**DATA EXCERPT**.
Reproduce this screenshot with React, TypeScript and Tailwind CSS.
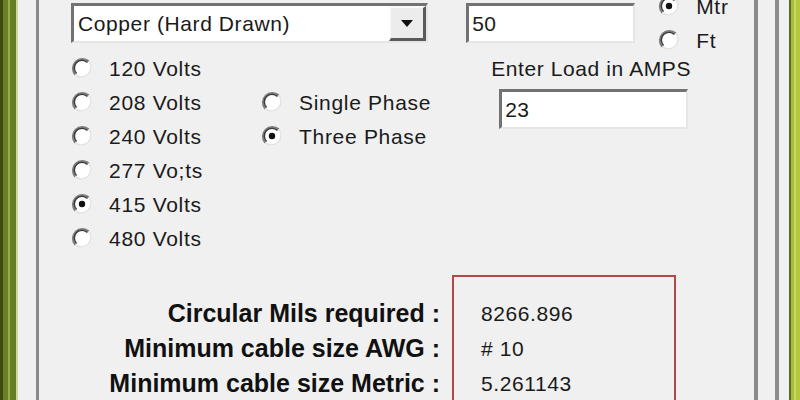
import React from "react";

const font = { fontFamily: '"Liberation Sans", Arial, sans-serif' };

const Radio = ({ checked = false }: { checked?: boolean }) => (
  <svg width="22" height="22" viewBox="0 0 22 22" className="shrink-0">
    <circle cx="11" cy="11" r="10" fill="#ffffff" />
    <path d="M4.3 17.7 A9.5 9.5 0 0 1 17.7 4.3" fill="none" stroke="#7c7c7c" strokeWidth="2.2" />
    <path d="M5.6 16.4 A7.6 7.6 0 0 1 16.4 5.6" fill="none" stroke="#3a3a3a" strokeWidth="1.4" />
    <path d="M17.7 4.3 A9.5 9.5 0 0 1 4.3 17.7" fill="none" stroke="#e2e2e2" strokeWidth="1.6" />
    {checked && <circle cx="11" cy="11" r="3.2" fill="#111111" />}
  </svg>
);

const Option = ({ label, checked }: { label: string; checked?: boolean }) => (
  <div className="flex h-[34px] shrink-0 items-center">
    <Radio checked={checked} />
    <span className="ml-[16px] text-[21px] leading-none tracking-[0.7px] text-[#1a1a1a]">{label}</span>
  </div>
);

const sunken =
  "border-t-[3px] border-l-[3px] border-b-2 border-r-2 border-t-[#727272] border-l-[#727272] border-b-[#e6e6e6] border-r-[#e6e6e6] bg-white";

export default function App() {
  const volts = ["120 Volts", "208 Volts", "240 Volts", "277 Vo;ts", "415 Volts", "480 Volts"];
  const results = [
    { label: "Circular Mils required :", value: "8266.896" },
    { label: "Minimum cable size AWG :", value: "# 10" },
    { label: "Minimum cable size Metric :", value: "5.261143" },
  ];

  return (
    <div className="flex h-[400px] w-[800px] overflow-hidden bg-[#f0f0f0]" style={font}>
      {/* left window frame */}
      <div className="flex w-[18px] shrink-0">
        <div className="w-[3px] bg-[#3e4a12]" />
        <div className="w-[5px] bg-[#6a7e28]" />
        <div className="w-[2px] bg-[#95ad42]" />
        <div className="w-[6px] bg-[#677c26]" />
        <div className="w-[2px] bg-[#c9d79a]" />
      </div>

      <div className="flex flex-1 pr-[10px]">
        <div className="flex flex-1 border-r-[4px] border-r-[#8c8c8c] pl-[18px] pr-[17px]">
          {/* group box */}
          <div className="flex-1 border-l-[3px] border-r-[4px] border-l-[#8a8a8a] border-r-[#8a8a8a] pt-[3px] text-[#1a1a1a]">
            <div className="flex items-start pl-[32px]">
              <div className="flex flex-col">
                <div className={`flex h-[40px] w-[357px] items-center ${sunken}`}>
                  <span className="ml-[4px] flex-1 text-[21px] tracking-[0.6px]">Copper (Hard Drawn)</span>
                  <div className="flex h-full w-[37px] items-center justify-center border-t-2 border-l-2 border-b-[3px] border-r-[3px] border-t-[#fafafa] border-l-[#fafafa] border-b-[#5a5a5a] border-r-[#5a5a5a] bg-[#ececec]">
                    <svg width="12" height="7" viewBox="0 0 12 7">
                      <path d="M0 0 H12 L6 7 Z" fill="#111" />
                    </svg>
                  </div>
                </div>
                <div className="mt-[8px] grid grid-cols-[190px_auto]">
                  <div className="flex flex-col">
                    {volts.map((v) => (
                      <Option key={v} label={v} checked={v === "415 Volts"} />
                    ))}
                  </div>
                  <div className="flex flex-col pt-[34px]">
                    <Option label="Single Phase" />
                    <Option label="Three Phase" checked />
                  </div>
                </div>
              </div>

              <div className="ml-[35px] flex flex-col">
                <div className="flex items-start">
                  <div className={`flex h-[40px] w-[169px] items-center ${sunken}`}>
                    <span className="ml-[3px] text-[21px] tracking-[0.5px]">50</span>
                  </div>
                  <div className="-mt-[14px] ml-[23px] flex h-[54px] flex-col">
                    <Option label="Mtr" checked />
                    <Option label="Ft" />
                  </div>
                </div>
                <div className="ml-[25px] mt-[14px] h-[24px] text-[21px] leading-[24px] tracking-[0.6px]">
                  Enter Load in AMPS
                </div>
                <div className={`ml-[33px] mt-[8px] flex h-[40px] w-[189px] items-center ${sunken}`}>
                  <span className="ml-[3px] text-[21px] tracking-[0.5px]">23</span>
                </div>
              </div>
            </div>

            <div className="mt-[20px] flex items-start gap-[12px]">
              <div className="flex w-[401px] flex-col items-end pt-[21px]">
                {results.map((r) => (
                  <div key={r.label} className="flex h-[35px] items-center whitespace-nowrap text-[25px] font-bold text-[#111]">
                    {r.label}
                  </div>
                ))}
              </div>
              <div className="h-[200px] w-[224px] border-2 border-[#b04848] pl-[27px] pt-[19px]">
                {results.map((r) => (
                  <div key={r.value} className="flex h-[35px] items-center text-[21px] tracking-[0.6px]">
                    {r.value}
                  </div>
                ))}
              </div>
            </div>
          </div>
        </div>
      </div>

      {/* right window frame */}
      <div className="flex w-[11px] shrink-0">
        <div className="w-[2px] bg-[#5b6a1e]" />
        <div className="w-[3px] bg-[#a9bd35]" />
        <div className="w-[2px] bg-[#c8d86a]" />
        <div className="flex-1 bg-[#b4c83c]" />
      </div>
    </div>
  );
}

**EXERCISE DESCRIPTION**.
Copy, from the material above, each line in which the string "React" occurs.

**EXPECTED OUTPUT**.
Reproduce this screenshot with React, TypeScript and Tailwind CSS.
import React from "react";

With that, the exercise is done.